A quel moment peut-on s’exonérer de cette fidélité ? Elle devrait demeurer. Cela ne s’apprend pas dans les formations mais ça permet de construire une légende et la réputation de celui qui l’honore. Le quatrième commandement est d’avoir la même loyauté avec son équipe pour la protéger même si on ne peut rien dire quand la direction change de cap. Ne pas mentir mais faire passer des messages quand des licenciements se préparent, alors qu’un collègue a découvert le bien de ses rêves et va s’endetter.

Partir, est-ce loyal ?

Rester loyal envers soi-même est le cinquième.
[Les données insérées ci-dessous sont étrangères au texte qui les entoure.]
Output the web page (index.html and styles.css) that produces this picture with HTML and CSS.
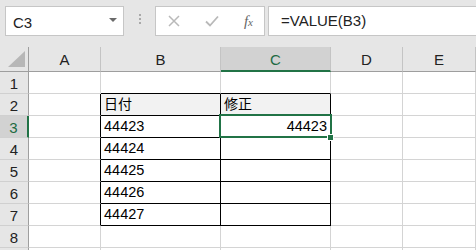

On peut changer, cela arrive. Ou bien l’entreprise dérive, la gouvernance change et les valeurs autrefois prônées n’existent plus : la loyauté envers soi oblige à prendre une décision. Le lanceur d’alerte ne se veut pas délateur. Rester en demeurant fidèle à son employeur ou bien partir en restant loyal à ce que l’on est. Chacun est confronté à ce choix au moins une fois dans sa vie privée et dans sa carrière. Payer ses traites et oublier pourquoi on a combattu ou se démettre pour ne pas se soumettre à un système qui ne convient plus ? Peut une nouvelle fois se poser la question de prendre la place de son chef puisqu’on estime ne plus rien lui devoir. Deux options pour ce sixième commandement : se regarder en face ou accepter qu’on est un traître. Déloyal à un humain, à une équipe, mais loyal à l’entreprise.

Septième commandement : ne pas charger négativement une entreprise et des collègues qu’on quitte, ne pas se perdre en stratégies revanchardes, ne pas insulter le passé. Huitième commandement : ne pas utiliser ce qui ne nous appartient pas, les inventions, les adresses, fruits du travail d’autres. Le mensonge et le vol, les fils rouges quand on parle de loyauté. La loi les punit, la morale les réprouve. Neuvième commandement : utiliser ses contacts pour rebondir ou remonter une équipe. La question du débauchage se pose. Mais celle de la loyauté appartient désormais à l’autre, que l’on veut recruter. Dixième commandement : ne pas l’influencer car c’est alors à lui seul de répondre.